_DATA EXTRACT:_

........

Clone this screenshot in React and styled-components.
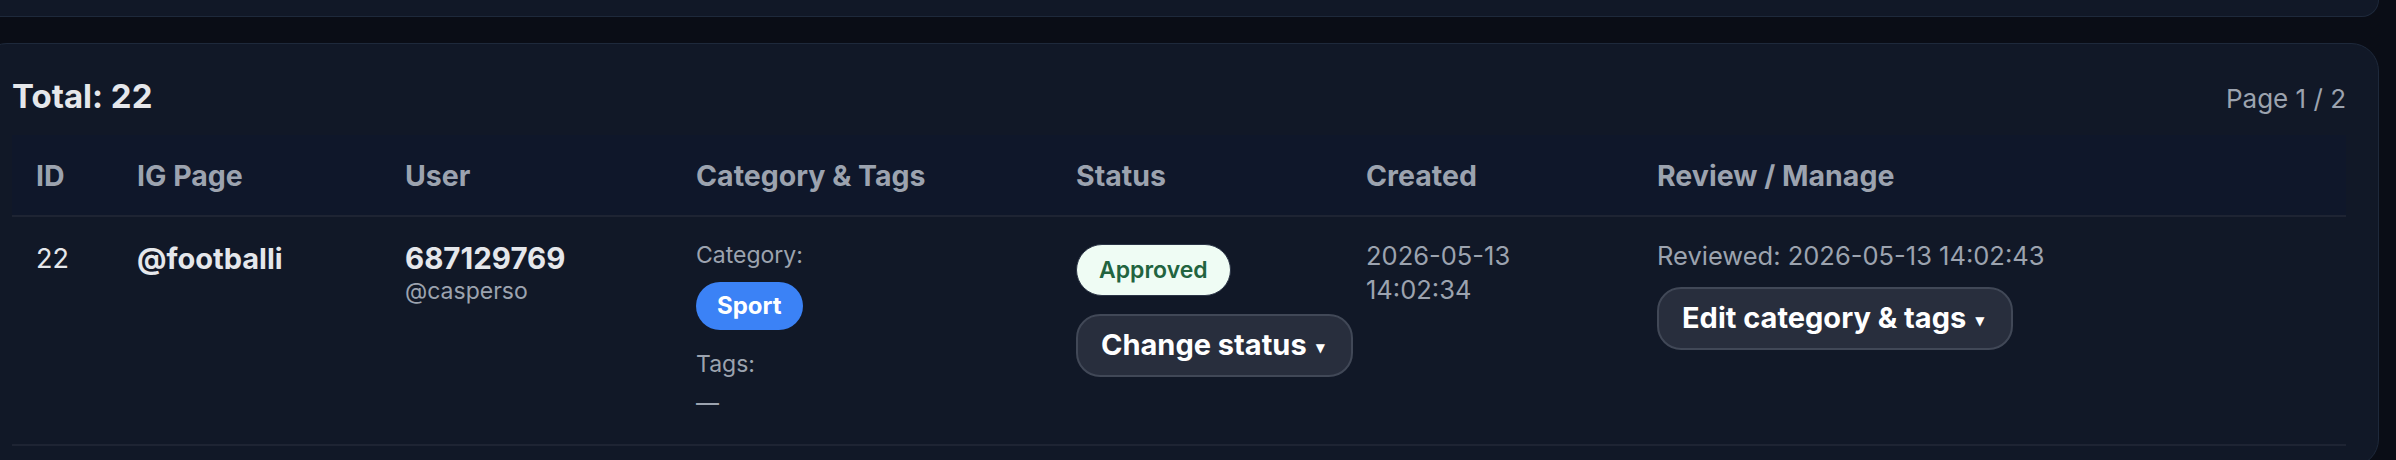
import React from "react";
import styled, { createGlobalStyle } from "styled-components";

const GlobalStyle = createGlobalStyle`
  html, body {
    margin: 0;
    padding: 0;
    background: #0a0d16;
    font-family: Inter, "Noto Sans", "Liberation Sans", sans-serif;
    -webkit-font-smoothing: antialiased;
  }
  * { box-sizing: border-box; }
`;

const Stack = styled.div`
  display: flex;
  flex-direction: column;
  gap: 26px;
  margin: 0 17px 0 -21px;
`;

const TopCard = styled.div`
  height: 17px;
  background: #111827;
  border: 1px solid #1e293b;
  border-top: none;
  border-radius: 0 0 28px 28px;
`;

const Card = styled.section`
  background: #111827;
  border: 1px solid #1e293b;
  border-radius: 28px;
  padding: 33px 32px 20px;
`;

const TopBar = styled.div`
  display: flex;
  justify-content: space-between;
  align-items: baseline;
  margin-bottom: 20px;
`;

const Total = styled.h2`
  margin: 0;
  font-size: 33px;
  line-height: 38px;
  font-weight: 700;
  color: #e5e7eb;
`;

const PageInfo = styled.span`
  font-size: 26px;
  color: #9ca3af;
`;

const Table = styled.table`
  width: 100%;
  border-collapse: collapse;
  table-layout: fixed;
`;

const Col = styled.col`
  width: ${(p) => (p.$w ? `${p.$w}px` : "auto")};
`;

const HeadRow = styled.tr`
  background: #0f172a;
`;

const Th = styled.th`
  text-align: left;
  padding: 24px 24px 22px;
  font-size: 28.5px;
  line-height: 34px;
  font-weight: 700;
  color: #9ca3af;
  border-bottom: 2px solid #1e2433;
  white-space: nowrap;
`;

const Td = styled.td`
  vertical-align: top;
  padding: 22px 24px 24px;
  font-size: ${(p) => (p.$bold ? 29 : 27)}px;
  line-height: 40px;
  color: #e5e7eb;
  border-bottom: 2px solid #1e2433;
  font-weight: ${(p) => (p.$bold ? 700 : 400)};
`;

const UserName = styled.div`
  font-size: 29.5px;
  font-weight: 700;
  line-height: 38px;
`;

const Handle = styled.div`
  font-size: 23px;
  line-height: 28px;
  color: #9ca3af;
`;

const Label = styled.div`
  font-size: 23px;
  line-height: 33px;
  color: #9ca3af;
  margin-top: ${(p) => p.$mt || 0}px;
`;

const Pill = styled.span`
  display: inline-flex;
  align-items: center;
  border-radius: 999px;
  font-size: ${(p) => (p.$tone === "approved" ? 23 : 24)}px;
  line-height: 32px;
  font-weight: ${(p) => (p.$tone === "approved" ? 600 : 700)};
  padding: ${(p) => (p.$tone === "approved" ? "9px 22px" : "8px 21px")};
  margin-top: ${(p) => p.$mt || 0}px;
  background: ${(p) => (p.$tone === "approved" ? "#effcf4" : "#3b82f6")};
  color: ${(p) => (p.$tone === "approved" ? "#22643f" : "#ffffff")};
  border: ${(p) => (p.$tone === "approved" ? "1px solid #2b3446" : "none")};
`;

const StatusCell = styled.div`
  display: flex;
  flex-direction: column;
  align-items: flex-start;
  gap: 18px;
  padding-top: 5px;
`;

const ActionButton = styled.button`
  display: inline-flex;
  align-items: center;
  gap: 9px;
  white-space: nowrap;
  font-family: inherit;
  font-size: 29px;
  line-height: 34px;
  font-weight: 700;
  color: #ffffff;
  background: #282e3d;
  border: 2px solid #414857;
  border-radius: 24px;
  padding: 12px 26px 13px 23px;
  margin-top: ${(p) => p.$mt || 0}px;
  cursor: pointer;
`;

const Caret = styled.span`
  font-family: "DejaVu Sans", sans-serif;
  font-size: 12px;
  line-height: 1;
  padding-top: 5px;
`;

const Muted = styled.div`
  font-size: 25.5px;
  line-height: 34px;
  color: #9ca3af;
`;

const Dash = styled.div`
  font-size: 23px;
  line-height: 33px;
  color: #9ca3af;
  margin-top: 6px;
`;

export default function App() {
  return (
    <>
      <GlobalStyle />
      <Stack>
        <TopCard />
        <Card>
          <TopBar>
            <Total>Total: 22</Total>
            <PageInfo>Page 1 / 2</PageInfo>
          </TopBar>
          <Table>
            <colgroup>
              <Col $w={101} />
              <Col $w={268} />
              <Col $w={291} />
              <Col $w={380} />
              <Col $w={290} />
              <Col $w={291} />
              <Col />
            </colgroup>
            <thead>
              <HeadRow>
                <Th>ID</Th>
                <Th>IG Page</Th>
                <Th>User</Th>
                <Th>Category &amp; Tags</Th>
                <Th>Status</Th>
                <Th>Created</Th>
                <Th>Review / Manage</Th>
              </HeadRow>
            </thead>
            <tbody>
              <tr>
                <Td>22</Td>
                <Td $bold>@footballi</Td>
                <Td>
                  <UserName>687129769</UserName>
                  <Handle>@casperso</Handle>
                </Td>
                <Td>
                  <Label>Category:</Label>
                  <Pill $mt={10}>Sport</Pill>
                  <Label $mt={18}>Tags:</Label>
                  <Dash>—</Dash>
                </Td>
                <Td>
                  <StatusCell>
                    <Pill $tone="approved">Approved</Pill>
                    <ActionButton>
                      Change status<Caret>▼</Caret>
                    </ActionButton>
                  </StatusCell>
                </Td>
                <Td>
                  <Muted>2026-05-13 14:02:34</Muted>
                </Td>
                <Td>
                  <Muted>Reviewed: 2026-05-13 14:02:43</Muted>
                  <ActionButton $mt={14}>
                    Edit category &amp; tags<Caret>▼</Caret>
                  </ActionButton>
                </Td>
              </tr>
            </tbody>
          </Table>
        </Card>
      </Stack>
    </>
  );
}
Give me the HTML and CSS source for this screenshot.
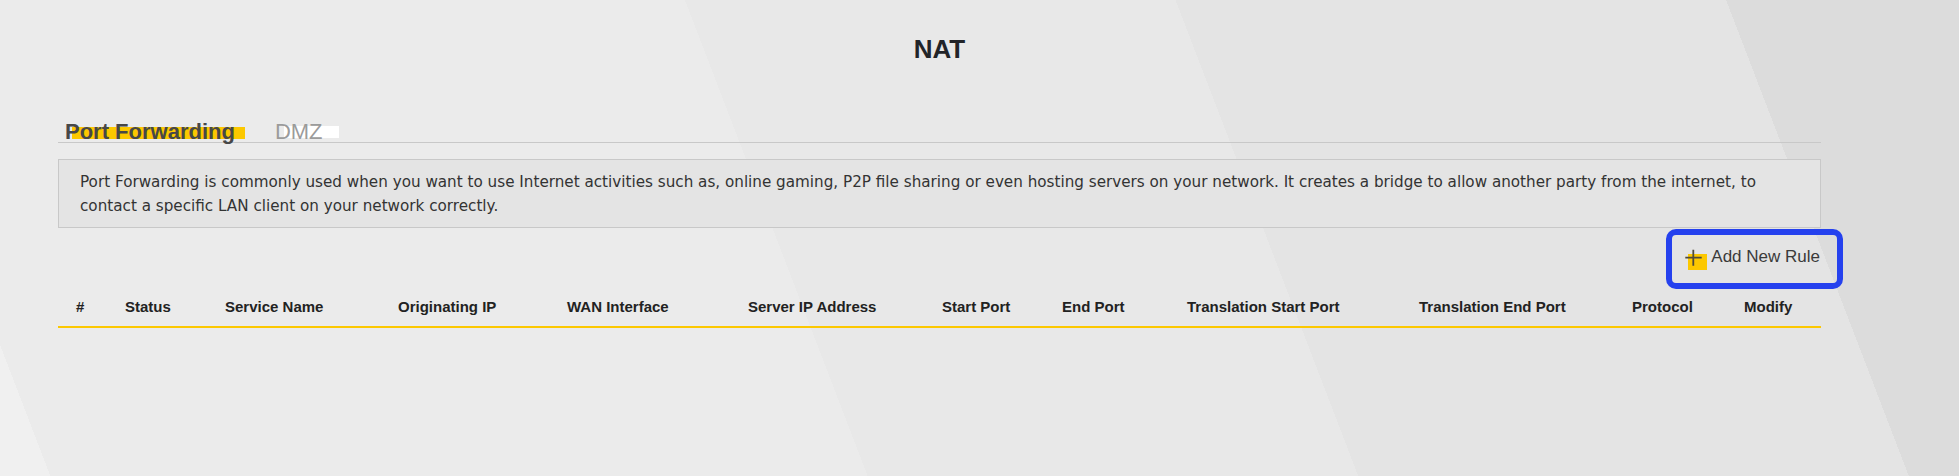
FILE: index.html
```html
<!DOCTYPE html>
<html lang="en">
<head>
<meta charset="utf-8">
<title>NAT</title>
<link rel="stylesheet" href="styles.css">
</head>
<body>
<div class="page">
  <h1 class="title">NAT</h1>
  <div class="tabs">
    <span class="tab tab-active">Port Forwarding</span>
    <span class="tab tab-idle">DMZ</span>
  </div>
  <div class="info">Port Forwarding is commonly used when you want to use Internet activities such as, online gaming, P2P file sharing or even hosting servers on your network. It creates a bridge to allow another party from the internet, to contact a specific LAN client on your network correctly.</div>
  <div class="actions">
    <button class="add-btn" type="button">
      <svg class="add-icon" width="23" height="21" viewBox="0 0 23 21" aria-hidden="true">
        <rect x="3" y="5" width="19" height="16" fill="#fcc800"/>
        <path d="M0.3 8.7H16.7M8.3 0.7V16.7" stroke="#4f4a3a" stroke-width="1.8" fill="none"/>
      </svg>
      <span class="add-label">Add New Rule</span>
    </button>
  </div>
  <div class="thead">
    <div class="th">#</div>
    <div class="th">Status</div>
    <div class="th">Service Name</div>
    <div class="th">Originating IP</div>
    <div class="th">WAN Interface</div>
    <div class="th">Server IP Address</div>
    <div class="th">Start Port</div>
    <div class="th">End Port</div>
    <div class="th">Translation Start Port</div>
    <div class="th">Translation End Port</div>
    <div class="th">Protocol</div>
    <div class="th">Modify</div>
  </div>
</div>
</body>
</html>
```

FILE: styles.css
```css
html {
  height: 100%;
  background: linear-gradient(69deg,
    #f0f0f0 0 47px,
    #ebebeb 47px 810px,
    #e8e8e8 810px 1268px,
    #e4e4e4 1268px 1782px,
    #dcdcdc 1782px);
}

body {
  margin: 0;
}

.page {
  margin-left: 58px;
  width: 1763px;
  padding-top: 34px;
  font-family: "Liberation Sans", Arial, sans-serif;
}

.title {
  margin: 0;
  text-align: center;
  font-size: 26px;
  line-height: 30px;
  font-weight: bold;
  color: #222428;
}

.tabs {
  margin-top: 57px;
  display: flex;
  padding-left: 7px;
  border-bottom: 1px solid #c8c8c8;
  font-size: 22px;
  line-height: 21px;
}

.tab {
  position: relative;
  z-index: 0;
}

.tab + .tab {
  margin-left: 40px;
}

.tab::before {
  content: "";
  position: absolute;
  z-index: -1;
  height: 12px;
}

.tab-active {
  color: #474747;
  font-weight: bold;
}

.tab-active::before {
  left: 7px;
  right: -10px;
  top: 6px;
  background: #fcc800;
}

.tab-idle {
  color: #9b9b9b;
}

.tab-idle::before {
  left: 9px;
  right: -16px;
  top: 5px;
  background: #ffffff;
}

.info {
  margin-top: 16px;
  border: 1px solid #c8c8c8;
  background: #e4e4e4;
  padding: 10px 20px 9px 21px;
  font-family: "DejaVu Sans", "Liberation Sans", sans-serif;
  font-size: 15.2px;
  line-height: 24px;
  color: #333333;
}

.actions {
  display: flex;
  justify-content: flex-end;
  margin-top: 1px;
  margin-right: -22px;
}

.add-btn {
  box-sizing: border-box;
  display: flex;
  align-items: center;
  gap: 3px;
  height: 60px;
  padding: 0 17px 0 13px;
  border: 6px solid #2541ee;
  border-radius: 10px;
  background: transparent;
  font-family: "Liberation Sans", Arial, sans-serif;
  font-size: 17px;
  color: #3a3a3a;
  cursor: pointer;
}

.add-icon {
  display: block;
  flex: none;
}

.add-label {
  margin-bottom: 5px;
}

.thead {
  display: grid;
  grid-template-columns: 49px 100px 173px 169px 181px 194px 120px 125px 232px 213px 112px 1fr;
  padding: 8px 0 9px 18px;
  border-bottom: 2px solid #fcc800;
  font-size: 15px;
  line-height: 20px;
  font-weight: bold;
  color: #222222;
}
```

........

Read the entries and show each line that mentions "this".

_FINAL RESULT:_
Clone this screenshot in React and styled-components.
Give me the HTML and CSS source for this screenshot.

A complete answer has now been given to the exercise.